Sunday, December 9, 2012

In Egypt, Politics without a Constitution

In Egypt, there is no constitution. A political struggle has now erupted there, which is interesting and important in its own right but also shows how politics works in such situations.

Right now, Egypt has no legislature. They have an elected President, Mohammed Morsi of the Muslim Brotherhood. And they have courts, but all the judges are leftovers from Mubarak's dictatorial regime. The courts have tried to limit Morsi's power in various ways and otherwise insert themselves in the political process, invoking various old laws and pieces of the now discarded constitution in ways that Morsi and his supporters have found maddening. Some American commentators have called the judges' approach "Calvinball," after the game from Calvin and Hobbes in which the rules change constantly according to the whims of the players. The judges would probably say in their defense that somebody has to make sure that this political neophyte and his religious fanatic friends don't totally screw up the country before a constitution can be put in place and tested.
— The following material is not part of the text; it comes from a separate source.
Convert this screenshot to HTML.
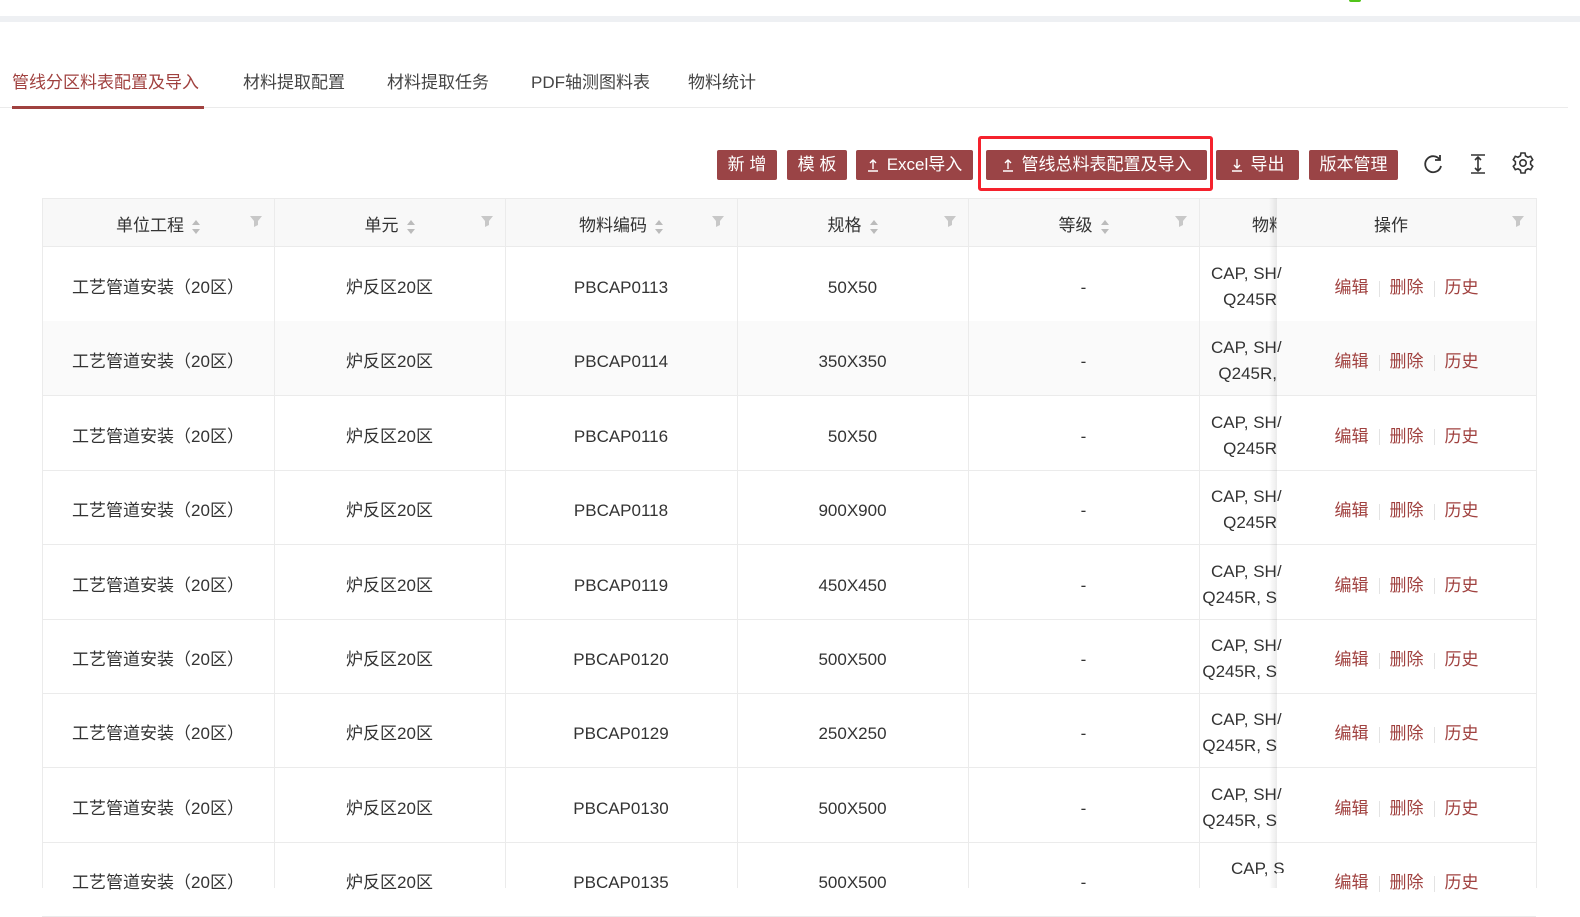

Two weeks ago, Morsi issued in a decree in which he asserted that the judges would henceforth have no power over him. All of his future decrees would stand, whatever the judges said. In particular, he and his party would take complete charge of writing the new constitution and arranging the popular vote on its provisions.

The reaction to this decree was immediate and intense, both within Egypt and abroad. It seems to me that a strong case could be made for Morsi' action. Yes, it was dictatorial, but Egypt is in exactly the sort of situation for which the Romans created the office of dictator 2500 years ago: the normal political process has broken down, and the state faces a crisis in which decisions have to be made but nobody has the authority to make them. Morsi is the only person in Egypt who has won an election since the fall of the old regime, so why not him?

Yet this logic swayed hardly anyone. Denunciations flooded in from Egyptian commentators and foreign governments, and huge demonstrations erupted. At first the demonstrations were centered in Cairo and were led by the same people who led the demonstrations against Mubarak, that is, mainly young, secular urbanites. The Presidential elections had shown that these people were far from Egypt's majority, since their candidate ran third behind both Morsi and a man representing the old regime. So at first Morsi tried to ignore the protests and soldier on, and his own followers organized counter protests. But the protests against his decree swelled and swelled, and they massed outside the Presidential Palace in a way that threatened Morsi with a choice between letting them sweep him out of the Palace or call on his enemies in the army to shoot the protesters, pretty much destroying his claim to represent a new kind of politics in Egypt. Opposition to the decree was heard from other parts of the Egyptian political spectrum, including supporters of the old regime and even some Islamists. The protests spread to other cities and even some towns.

Yesterday Morsi threw in the towel and cancelled his decree. Without a constitution, without votes, the people of Egypt had made it plain that they would not stand for the President's assertion of power. The conflict will continue, though, because Morsi still insists that the draft constitution written by his party will be put to a popular vote in just a week. The opposition thinks this is a mad rush designed to sneak through a document favoring the Islamists, and they want the vote delayed so the provisions can be debated. Stay tuned.

Why the strong reaction to Morsi's decree? Because of our reverence for the law. In almost all human societies, we rely on publicly known rules to guide our everyday conduct, and one of our most common words for a terrible situation or evil person is "lawless." We expect law to limit arbitrary power and protect us from violent usurpation. Societies with very weak governments, such as those of the early Middle Ages, sometimes develop an exaggerated reverence for the law, as if the constant repetition of principles had some magic power to restrain the wicked. And perhaps, sometimes, it did; even very thuggish rulers like to think that they are acting within their rights.

In our modern age of strong governments, we especially fear a leader who has put himself above the law. Most dictators therefore make a point of following the law themselves, at least most of the time. I am not sure that this makes much difference, in the end; certainly Stalin and Hitler were able to make their legal systems carry out whatever crimes and persecutions they wanted. Yet we still have this respect for law, and still expect to limit arbitrary power. When Morsi declared that no laws would apply to him, he seemed to put himself against the whole apparatus of law, order, procedure, rules, and so on that is one of the foundations of civilization, to declare that his own whims would take precedence over the codified experience of centuries. As he has learned, this was a terrible mistake.

1 comment:

leif said...

this illustrates one of the 'failed states index' categories: legitimacy of the state. there are more (like the rise of factionalized elites), all of which mark egypt as yet another mideast mess.

is it the history of colonialism that seems to mark so many countries for failure?